Very much like being poor:
Wealth is just a key - no more.


Yeah. Maybe Felix.

Hey kids. It's rude to talk about money but I must make an exception to my regular conduct and be a bit bloody rude here. The guy on the podium and big screens, supported by several dozen camera operators, audio-visual techies and puff-jacketed assistants, has more of the stuff than Paul McCartney. In the USA he's a billionaire. His gig at The Wardrobe, part of his world tour, was advertised for more than a month under the moniker 'Did I Mention The Free Wine?' - and this is not a joke.

Free wine it was; top shelf (well, low cellar) bottles of posh French vin poured by Felix's own personal butler - whose day job is running the man's Caribbean retreat. More wine than you could shake (and I love it when you shake) your little stick at.
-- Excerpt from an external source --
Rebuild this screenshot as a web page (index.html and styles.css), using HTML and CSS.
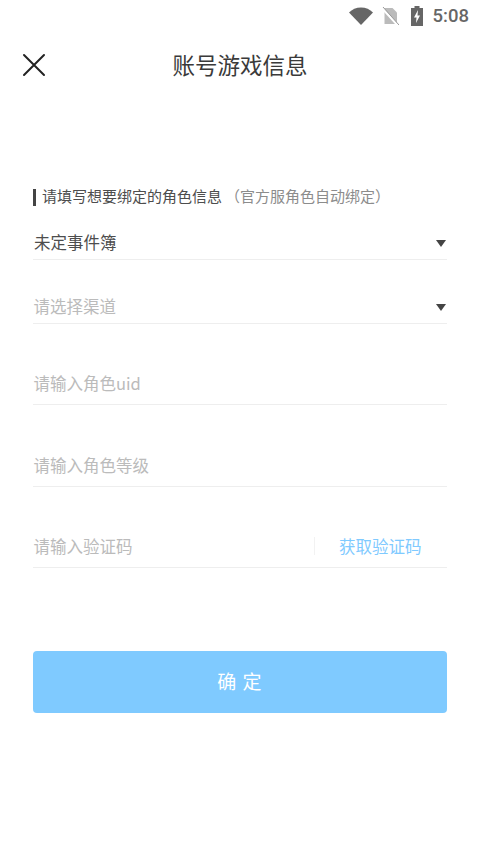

A substantial buffet. All free. Entrance free. A world tour. All free. Wolny.

We take a plateful of food and a large glass of Chateux Lagrange 1997 and settle upon a candle-lit table and sip the multi-mediated set (well, two 50 minute sets) of poems from a guy that was part of the infamous OZ crew (jailed in 1971 over fifteen year old Vivian Berger's Rupert Bear adaptation of a Robert crumb cartoon) and who now owns Dennis Publishing, which puts out Maxim and many, many, other magazines.

Dennis's current book of verse, Lone Wolf kicks off with two pages of positive media quotations under the title 'Acclaim for Felix Dennis' - and this theme re-occurs throughout his set. The man does not hold back from proclaiming how his (huge) talent has, and is, being overlooked. Ironically, given Maxim's content, he blows his own trumpet; his published poems, even carry footnotes. He is paying for tonight's show and when he performs the bar is closed (although waiting staff circle the venue topping up our glasses). You may clap or heckle after and in-between poems. Shut up when he's talking.

He comes across as a traditionalist - A small 'c' conservative. He can't help it. He romanticises England ('you who love to mock and jeer - lend to me an English ear') - and he is very much the hub of his slightly old-fashioned universe. Contradictions abound (as they should and must!) - he wants women to love him but he mocks them for their frailty like that Shakespearian Goth guy - he truly sees himself as 'Lone' not 'Naomi'; but I didn't predict any less from this air-brush entrepreneur. He rails against European legislation and American Republicanism. He name drops Courtney Love. He honours Robert Johnson. I can see why some, reaching over the candle, call him a bourgeois ringer. It's an easy shot.

But remember, Greer didn't shout 'revolution is the festival of the oppressed' until the seventies. By then Felix was in prison for breaking obscenity laws (defendants were also sentenced to 'haircuts' - I kid you not). To Yuppie (and the guy was upwardly mobile from quite lowly origins) businessmen like Dennis the sixties and seventies were maybe about sharing nameless girlfriends, like lazy blunts, with other chaps whilst acting anti-establishment and finding the niches (tits and arse, cars and toys for the boys) through which they could glean enough money to remain/retire to be self-obsessed Captains of Industry - Sir Michael J if you will - (Which is where I have issues) - but hey, Felix Dennis does not have to care about it, he's self-made and self-reflective. He's wise and experienced. Probably a bit of a bastard sometimes, but aren't we all (even me... actually, especially me). I want to dislike him. He is boastful, arrogant and opinionated. And this actually warms me to him.

The second set finishes. More wine. Tended by several blonde PAs, Dennis signs copies of his book and CD, cigarette smoke and glass waving in the air. Someone mentions the Helicopter (it's well windy out) and technicians pack down the cameras.

Such is life, today. I drank the free wine. I ate the free food. I listened to his sets. Sometimes I applauded. Sometimes I did not. I thought about it as I sat in the black and white, running my hand along my partner's thigh.

Wine, Poetry, a Feast and a Promise - very Bacchanalian indeed.

Interesting stuff - leaves most over launch parties in the shade I must say.